1. A Bold Claim: Biggest Addition Since the 1940s — What the Reports Say and Why It Matters
Contemporary reporting frames the ballroom as the most substantial physical enlargement of the White House complex since the major mid-century interventions, emphasizing scale and visibility: a 90,000-square-foot space that nearly doubles some existing wing areas and seats up to 650, altering how state functions are hosted. The claim that this is the largest addition since the 1940s anchors discussions in historical precedent, suggesting both architectural and institutional deviation from decades of more modest or restorative work; reporters and historians use that benchmark to signal the project’s singularity and potential to reshape the site’s public face and operational logistics [1] [2].
2. The Price Tag: $300 Million Now, Potentially More Later — How Costs Compare to Past Projects
Analyses emphasize the headline $300 million figure but also stress that headline construction sums do not capture total lifecycle spending; experts point out routine renovations and past presidential projects were far smaller in nominal dollars but not directly comparable because of inflation, program scope, and differing needs. The present project’s private funding model is cited as the reason taxpayers are not immediately paying the construction bill, yet commentators repeatedly warn that ongoing maintenance, operations, security adaptations, and eventual retrofits have historically fallen to federal appropriations, which could bring substantial public expenditures over time [2] [3].

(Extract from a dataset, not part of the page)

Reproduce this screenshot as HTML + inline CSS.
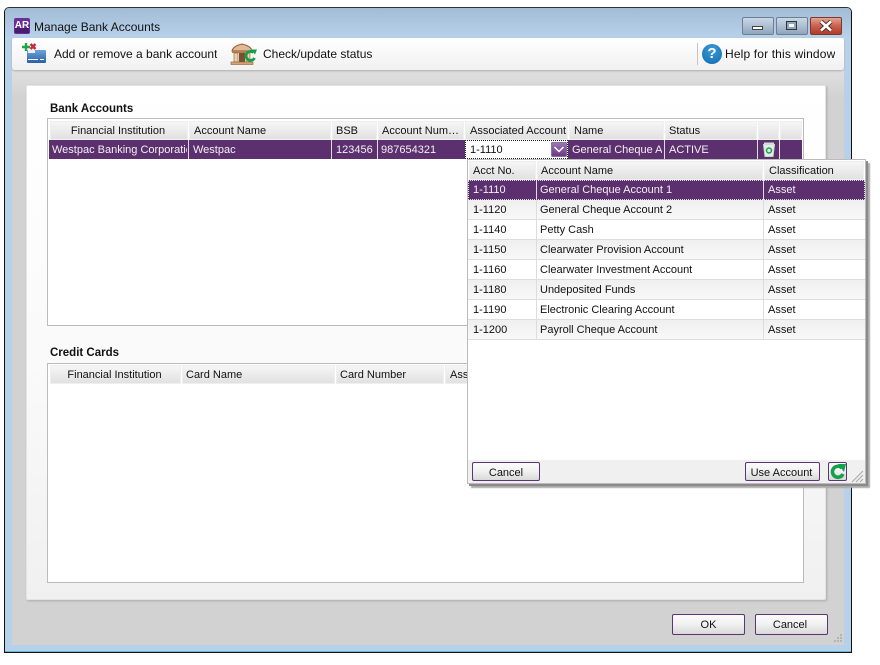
<!DOCTYPE html>
<html><head><meta charset="utf-8">
<style>
html,body{margin:0;padding:0;background:#fff}
body{width:880px;height:665px;position:relative;overflow:hidden;font-family:"Liberation Sans",sans-serif;font-size:11px;color:#111}
div{position:absolute;box-sizing:border-box;white-space:nowrap;overflow:hidden}
.h{background:linear-gradient(#f7f7f7,#e0e0e0);height:19px;line-height:20px;padding-left:5px;box-shadow:inset 0 0 0 1px #efefef}
.c{text-align:center;padding-left:0;padding-right:2px}
.r{height:20px;line-height:21px;padding-left:5px;border-right:1px solid #ddd;border-bottom:1px solid #ddd}
.s{background:linear-gradient(#efefef,#f8f8f8)}
.btn{border:1px solid #5c3570;border-radius:2px;background:linear-gradient(#fbfbfb,#f2f2f2 45%,#d9d9d9);text-align:center;line-height:21px}
.w{color:#f2f2f2;height:19px;line-height:20px}
</style></head><body>
<!-- window -->
<div style="left:4px;top:7px;width:848px;height:646px;background:#b8d1ea;border:1px solid #111;border-top-color:#333;border-radius:5px 5px 0 0"></div>
<div style="left:5px;top:8px;width:846px;height:30px;background:linear-gradient(#a3bcd6,#b9d2ec);border-radius:4px 4px 0 0"></div>
<div style="left:5px;top:651px;width:846px;height:1px;background:#5fb7dc"></div>
<svg style="position:absolute;left:14px;top:18px" width="16" height="16"><rect x="0" y="0" width="16" height="16" rx="2" fill="#6a2f96"/><rect x="1" y="10" width="14" height="5" fill="#4b1d70"/></svg>
<div style="left:14px;top:18px;width:16px;height:16px;color:#fff;font-weight:bold;font-size:10px;line-height:16px;text-align:center">AR</div>
<div style="left:34px;top:19px;font-size:12px;line-height:17px;color:#111">Manage Bank Accounts</div>
<!-- window buttons -->
<div style="left:742px;top:17px;width:32px;height:18px;border:1px solid #6f7f92;border-radius:2px;background:linear-gradient(#c9d8e8,#aebfd2 50%,#8ea5bd)"></div>
<div style="left:752px;top:26px;width:11px;height:4px;border:1px solid #444;background:#fff"></div>
<div style="left:776px;top:17px;width:32px;height:18px;border:1px solid #6f7f92;border-radius:2px;background:linear-gradient(#c9d8e8,#aebfd2 50%,#8ea5bd)"></div>
<div style="left:786px;top:21px;width:11px;height:9px;border:1px solid #333;background:#fff;box-shadow:inset 0 0 0 2px #8fa6be"></div>
<div style="left:810px;top:17px;width:32px;height:18px;border:1px solid #7a3a30;border-radius:2px;background:linear-gradient(#e5a394,#c9604c 50%,#b23a26)"></div>
<svg style="position:absolute;left:810px;top:17px" width="32" height="18"><path d="M11 4.500L21 13.500M21 4.500L11 13.500" stroke="#3b2a28" stroke-width="4.400"/><path d="M11 4.500L21 13.500M21 4.500L11 13.500" stroke="#fff" stroke-width="2.600"/></svg>
<!-- body -->
<div style="left:12px;top:38px;width:832px;height:607px;background:linear-gradient(#efefef,#d2d2d2 60px,#d2d2d2)"></div>
<div style="left:12px;top:38px;width:832px;height:32px;background:linear-gradient(#fff,#f1f1f1);border-radius:3px;box-shadow:0 1px 2px #aaa"></div>
<!-- toolbar icons -->
<svg style="position:absolute;left:20px;top:42px" width="28" height="24">
<defs><linearGradient id="b" x1="0" y1="0" x2="0" y2="1"><stop offset="0" stop-color="#6ea3dc"/><stop offset="1" stop-color="#2a5fa5"/></linearGradient></defs>
<rect x="7" y="8" width="19" height="13" rx="1" fill="url(#b)"/><rect x="8" y="8" width="7" height="3" fill="#e8f1fa"/>
<rect x="8" y="17" width="10" height="1" fill="#fff"/><rect x="20" y="17" width="4" height="1" fill="#fff"/>
<path d="M2 5H10M6 1V9" stroke="#1fa548" stroke-width="2.400"/>
<path d="M10.500 2L15.500 7M15.500 2L10.500 7" stroke="#c8283a" stroke-width="2.400"/></svg>
<div style="left:54px;top:45px;font-size:12px;line-height:18px">Add or remove a bank account</div>
<svg style="position:absolute;left:229px;top:42px" width="30" height="24">
<path d="M3 9Q4 4 13 2Q22 4 23 9Z" fill="#e2b994" stroke="#8a5a34"/><rect x="3" y="9" width="20" height="2" fill="#b67e52"/>
<rect x="5" y="11" width="4" height="9" fill="#ecd0b0" stroke="#8a5a34" stroke-width=".6"/><rect x="10" y="11" width="6" height="9" fill="#7a5130"/><rect x="17" y="11" width="4" height="9" fill="#ecd0b0" stroke="#8a5a34" stroke-width=".6"/>
<rect x="2" y="20" width="22" height="2.500" fill="#d2a478" stroke="#8a5a34" stroke-width=".6"/>
<path d="M24.500 10.500A4.500 4.500 0 1 0 25.500 16" fill="none" stroke="#14a04a" stroke-width="2.800"/><path d="M22 7.500L28 7.500L26 12.500Z" fill="#14a04a"/></svg>
<div style="left:263px;top:45px;font-size:12px;line-height:18px">Check/update status</div>
<div style="left:697px;top:43px;width:1px;height:22px;background:#c4c4c4"></div>
<div style="left:702px;top:44px;width:20px;height:20px;border-radius:50%;background:radial-gradient(circle at 50% 30%,#3d9ad6,#0f6cb0);color:#fff;font-weight:bold;font-size:15px;line-height:20px;text-align:center">?</div>
<div style="left:725px;top:45px;font-size:12px;letter-spacing:.15px;line-height:18px">Help for this window</div>
<!-- panel -->
<div style="left:26px;top:85px;width:800px;height:515px;background:linear-gradient(#fff 0,#f9f9f9 60%,#f0f0f0);border:1px solid #e4e4e4;border-radius:2px;box-shadow:1px 1px 2px #aaa"></div>
<div style="left:50px;top:101px;font-weight:bold;font-size:11.500px;line-height:16px">Bank Accounts</div>
<div style="left:50px;top:345px;font-weight:bold;font-size:11.500px;line-height:16px">Credit Cards</div>
<!-- table 1 -->
<div style="left:47px;top:118px;width:757px;height:208px;background:#fff;border:1px solid #bbb"></div>
<div class="h c" style="left:50px;top:121px;width:138px">Financial Institution</div>
<div class="h" style="left:189px;top:121px;width:142px">Account Name</div>
<div class="h" style="left:332px;top:121px;width:45px;padding-left:4px">BSB</div>
<div class="h" style="left:378px;top:121px;width:86px;padding-left:4px">Account Num…</div>
<div class="h" style="left:465px;top:121px;width:103px">Associated Account</div>
<div class="h" style="left:569px;top:121px;width:95px">Name</div>
<div class="h" style="left:665px;top:121px;width:92px;padding-left:4px">Status</div>
<div class="h" style="left:758px;top:121px;width:21px"></div>
<div class="h" style="left:780px;top:121px;width:22px"></div>
<div style="left:49px;top:140px;width:753px;height:19px;background:#5c2f6e"></div>
<div class="w" style="left:52px;top:140px;width:135px">Westpac Banking Corporation</div>
<div class="w" style="left:193px;top:140px">Westpac</div>
<div class="w" style="left:336px;top:140px">123456</div>
<div class="w" style="left:381px;top:140px">987654321</div>
<div class="w" style="left:572px;top:140px;width:90px">General Cheque Account 1</div>
<div class="w" style="left:669px;top:140px">ACTIVE</div>
<div style="left:188px;top:140px;width:1px;height:19px;background:#ddd"></div>
<div style="left:331px;top:140px;width:1px;height:19px;background:#ddd"></div>
<div style="left:377px;top:140px;width:1px;height:19px;background:#ddd"></div>
<div style="left:664px;top:140px;width:1px;height:19px;background:#ddd"></div>
<div style="left:757px;top:140px;width:1px;height:19px;background:#ddd"></div>
<div style="left:779px;top:140px;width:1px;height:19px;background:#ddd"></div>
<svg style="position:absolute;left:763px;top:142px" width="12" height="15"><path d="M0.500 2.500H11.500L10 14.500H2Z" fill="#e3efe6" stroke="#c9d8cc"/><rect x="1" y="0.500" width="10" height="2" fill="#cfe0d4"/><circle cx="6" cy="8.500" r="2.500" fill="none" stroke="#1aa04c" stroke-width="1.500"/></svg>
<div style="left:465px;top:140px;width:103px;height:19px;background:#fff;border:1px dotted #222;line-height:19px;padding-left:4px">1-1110</div>
<svg style="position:absolute;left:551px;top:142px" width="16" height="15"><defs><linearGradient id="g" x1="0" y1="0" x2="0" y2="1"><stop offset="0" stop-color="#9b78b2"/><stop offset="1" stop-color="#6a3688"/></linearGradient></defs><rect x=".5" y=".5" width="15" height="14" rx="1" fill="url(#g)" stroke="#8a7298"/><path d="M3.500 5L8 9.500L12.500 5" fill="none" stroke="#fff" stroke-width="1.500"/></svg>
<!-- table 2 -->
<div style="left:47px;top:363px;width:757px;height:220px;background:#fff;border:1px solid #bbb"></div>
<div class="h c" style="left:50px;top:365px;width:131px">Financial Institution</div>
<div class="h" style="left:182px;top:365px;width:153px;padding-left:4px">Card Name</div>
<div class="h" style="left:336px;top:365px;width:108px;padding-left:4px">Card Number</div>
<div class="h" style="left:445px;top:365px;width:60px">Ass</div>
<!-- popup -->
<div style="left:467px;top:159px;width:399px;height:325px;background:#fff;border:1px solid #bbb;box-shadow:2px 2px 0 #8a8a8a,4px 4px 1px #aaa"></div>
<div class="h" style="left:469px;top:161px;width:67px;padding-left:4px">Acct No.</div>
<div class="h" style="left:537px;top:161px;width:226px;padding-left:4px">Account Name</div>
<div class="h" style="left:764px;top:161px;width:100px;padding-left:5px">Classification</div>
<div style="left:468px;top:180px;width:397px;height:20px;background:#5c2f6e;border:1px dotted #ddd"></div>
<div class="w" style="left:473px;top:180px;height:20px;line-height:21px">1-1110</div>
<div style="left:536px;top:180px;width:1px;height:20px;background:#ddd"></div>
<div class="w" style="left:540px;top:180px;height:20px;line-height:21px">General Cheque Account 1</div>
<div style="left:763px;top:180px;width:1px;height:20px;background:#ddd"></div>
<div class="w" style="left:768px;top:180px;height:20px;line-height:21px">Asset</div>

<div class="r s" style="left:468px;top:200px;width:69px">1-1120</div><div class="r s" style="left:537px;top:200px;width:227px;padding-left:3px">General Cheque Account 2</div><div class="r s" style="left:764px;top:200px;width:101px;padding-left:4px;border-right:0">Asset</div>
<div class="r" style="left:468px;top:220px;width:69px">1-1140</div><div class="r" style="left:537px;top:220px;width:227px;padding-left:3px">Petty Cash</div><div class="r" style="left:764px;top:220px;width:101px;padding-left:4px;border-right:0">Asset</div>
<div class="r s" style="left:468px;top:240px;width:69px">1-1150</div><div class="r s" style="left:537px;top:240px;width:227px;padding-left:3px">Clearwater Provision Account</div><div class="r s" style="left:764px;top:240px;width:101px;padding-left:4px;border-right:0">Asset</div>
<div class="r" style="left:468px;top:260px;width:69px">1-1160</div><div class="r" style="left:537px;top:260px;width:227px;padding-left:3px">Clearwater Investment Account</div><div class="r" style="left:764px;top:260px;width:101px;padding-left:4px;border-right:0">Asset</div>
<div class="r s" style="left:468px;top:280px;width:69px">1-1180</div><div class="r s" style="left:537px;top:280px;width:227px;padding-left:3px">Undeposited Funds</div><div class="r s" style="left:764px;top:280px;width:101px;padding-left:4px;border-right:0">Asset</div>
<div class="r" style="left:468px;top:300px;width:69px">1-1190</div><div class="r" style="left:537px;top:300px;width:227px;padding-left:3px">Electronic Clearing Account</div><div class="r" style="left:764px;top:300px;width:101px;padding-left:4px;border-right:0">Asset</div>
<div class="r s" style="left:468px;top:320px;width:69px">1-1200</div><div class="r s" style="left:537px;top:320px;width:227px;padding-left:3px">Payroll Cheque Account</div><div class="r s" style="left:764px;top:320px;width:101px;padding-left:4px;border-right:0">Asset</div>

<div style="left:468px;top:460px;width:397px;height:23px;background:#f0f0f0"></div>
<div class="btn" style="left:472px;top:462px;width:68px;height:19px;line-height:20px">Cancel</div>
<div class="btn" style="left:745px;top:462px;width:75px;height:19px;line-height:20px;padding-right:2px">Use Account</div>
<div class="btn" style="left:828px;top:462px;width:19px;height:19px"></div>
<svg style="position:absolute;left:829px;top:463px" width="18" height="17"><path d="M13 5A5.500 5.500 0 1 0 14 11" fill="none" stroke="#17a04c" stroke-width="3.600"/><path d="M9 1H17L15 9Z" fill="#17a04c"/></svg>
<svg style="position:absolute;left:851px;top:470px" width="13" height="13"><path d="M12 1L1 12M12 5L5 12M12 9L9 12" stroke="#a8a8a8" stroke-width="1"/></svg>
<!-- bottom -->
<div class="btn" style="left:672px;top:614px;width:73px;height:21px">OK</div>
<div class="btn" style="left:755px;top:614px;width:73px;height:21px;padding-right:3px">Cancel</div>
<svg style="position:absolute;left:834px;top:634px" width="9" height="9"><g fill="#b4b4b4"><rect x="6" y="0" width="2" height="2"/><rect x="3" y="3" width="2" height="2"/><rect x="6" y="3" width="2" height="2"/><rect x="0" y="6" width="2" height="2"/><rect x="3" y="6" width="2" height="2"/><rect x="6" y="6" width="2" height="2"/></g></svg>
</body></html>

3. Private Funding Versus Public Liability — Where Future Taxpayer Costs Come From
Multiple reports note the current construction is financed with private donations, and proponents highlight that distinction as a break from taxpayer-funded renovations. At the same time, preservation and budget experts argue that public agencies will almost certainly inherit recurring costs for upkeep, security, utility upgrades, and Congressional oversight decisions that enable federal payments for services tied to the new space. That tension drives the central policy question: whether the initial private outlay simply defers or masks a longer-term fiscal relationship between a privately donated structural change and public operational budgets [3] [4] [2].
4. Preservation Alarm Bells: Historic Integrity and Oversight Gaps Raise Red Flags
Preservationists and architectural critics describe the demolition of the East Wing and insertion of a massive ballroom as a substantive threat to the White House’s classical balance and historic fabric, asserting that design oversight has been insufficient and the project risks overwhelming the original composition. Reporting documents vocal objections from the National Trust for Historic Preservation and heritage experts who say the scale and siting of the addition diverge from precedents that sought to respect historic proportions; these critiques frame the debate as one between legacy-driven expansion and stewardship of a national symbol [5] [4] [6].
5. Political and Practical Stakes: Legacy, Optics, and Event Logistics Beyond the Building
Debate over the ballroom is as political as it is architectural: advocates frame the project as a practical enhancement that eliminates the need for external tents during state events and solidifies a presidential legacy, while opponents frame it as an unnecessary extravagance at a fraught political moment that raises questions about priorities, transparency, and donor influence. The practical benefits—permanent indoor event capacity and donor-funded construction—must be weighed against public perceptions, potential future public costs, and lasting alterations to a national monument; contemporary coverage situates these trade-offs within broader conversations about preservation, accountability, and what constitutes appropriate use of the White House grounds [2] [3] [6].